The underlying morality of GTAIV is pretty interesting too. As with Bully, it seems the designers want to at least allow (if not encourage) the player down a kind of path of redemption. (I haven’t finished the game, and may never, but this is how it seems so far.) The fact that the player will almost unavoidably kill hundreds of people*, mainly innocent bystanders, in the course of attaining redemption is, as in the Matrix movies, silently ignored. Who knows, maybe there’s some kind of special ending for anyone who manages to avoid all innocent deaths while completing the main story?

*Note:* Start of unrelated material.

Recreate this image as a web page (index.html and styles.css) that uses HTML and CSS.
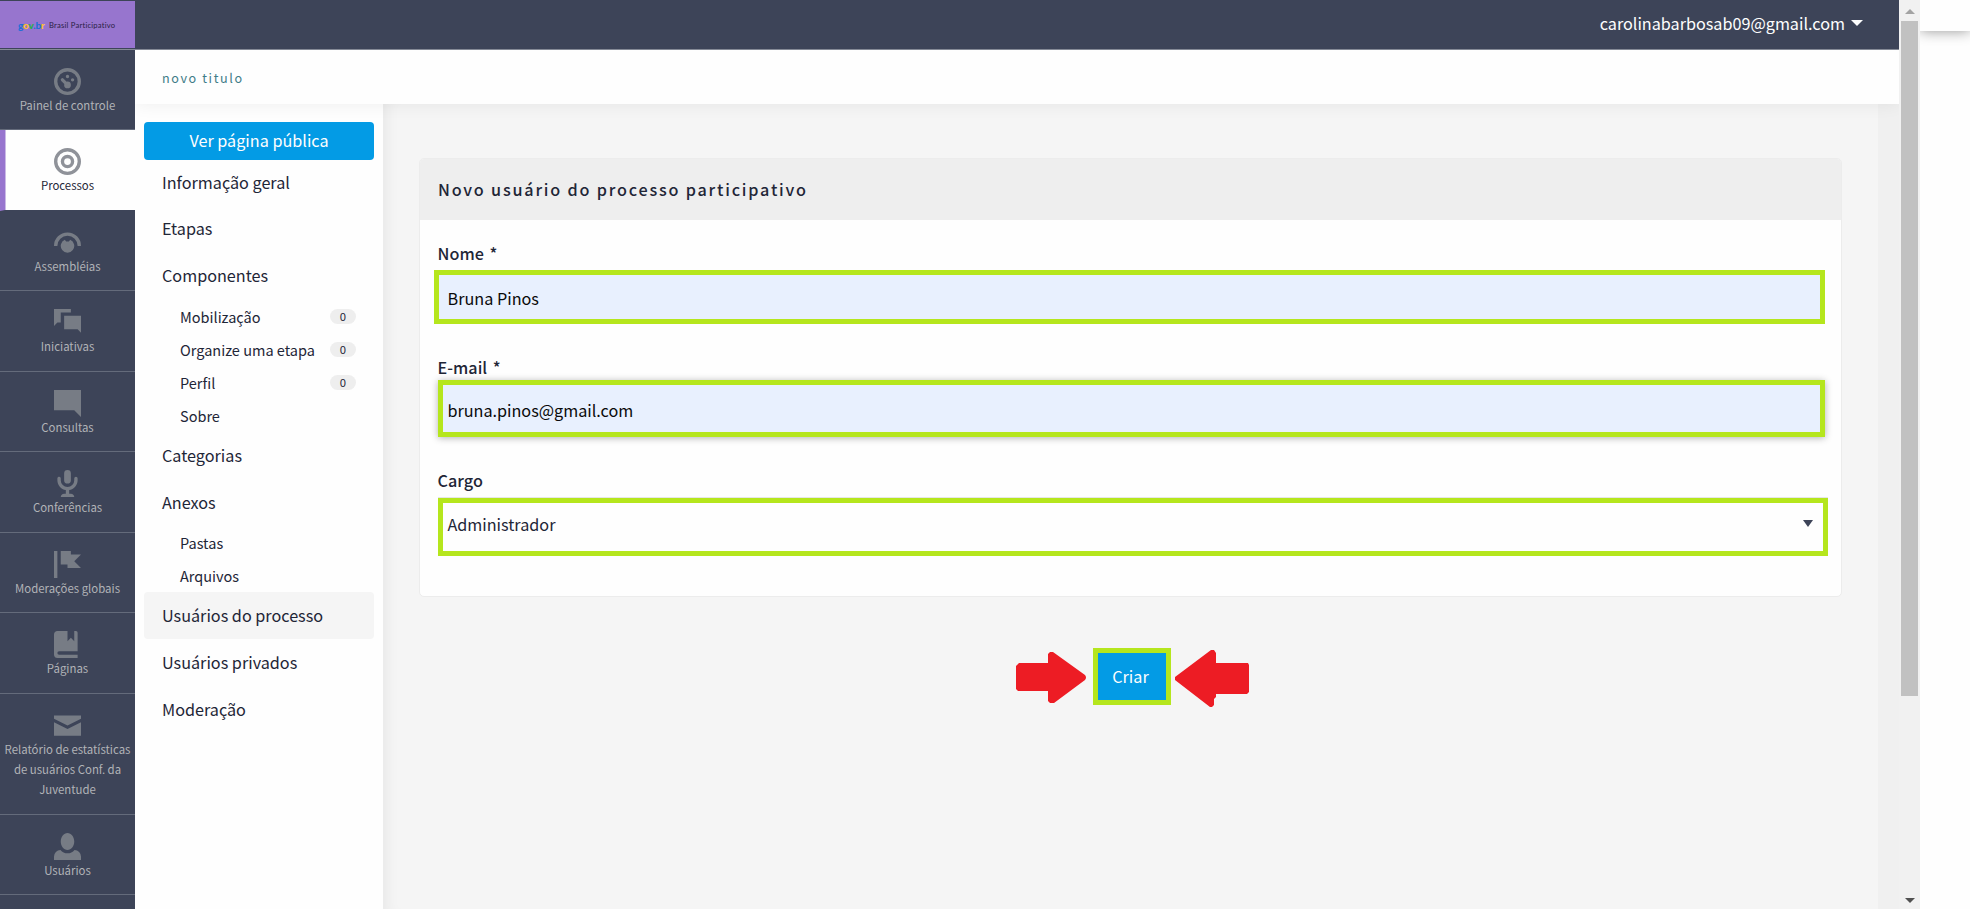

* The game does keep track of your victims, albeit without categorizing them as, say, road kills versus deliberate shots. I’ve found myself killing pedestrians just trying to get to a date’s house on time, so the low value of virtual human life is pretty astonishing.
One obvious difference between GTAIV and its predecessors is that it has a new story to tell, that of a central European military veteran with a dubious past joining his cousin, a ne’er-do-well taxi operator, in Liberty City and trying to make his way in America by doing anything that pays well and makes good use of his talents (he’s very good at killing people — although, annoyingly, much better at it in cut scenes than when you’re in control — and pretty good at breaking into cars).
As Zero Punctuation has pointed out in his excellent review of GTAIV (no, I haven’t mentioned the man-dates, but thanks to Zero Punctuation, I don’t need to), numerical ratings for games (or books, or movies) are kind of nutty, but if you’re forced to give one, implying GTAIV is perfect is just ridiculous. As I’ve mentioned above, in terms of gameplay it’s in some ways a step down from GTA San Andreas, and it’s really quite disingenuous (golly, I use that term a lot lately: I use it to mean “feigned ignorance” and not mere dishonesty or insincerity — I think there’s a lot of it around) for reviewers who obviously played the latter not to even so much as mention this glaring fact. In terms of graphics it represents a radical improvement, but one that is no more than is to be expected for the new generation of game platforms. And since GTAIV is at heart a single-player game, even if the multi-player component is amazing this can’t drag it from a solid 8.5 to a ridiculous 10.0.
So now that I’ve finally succumbed, I need to try out Bioshock and Mass Effect.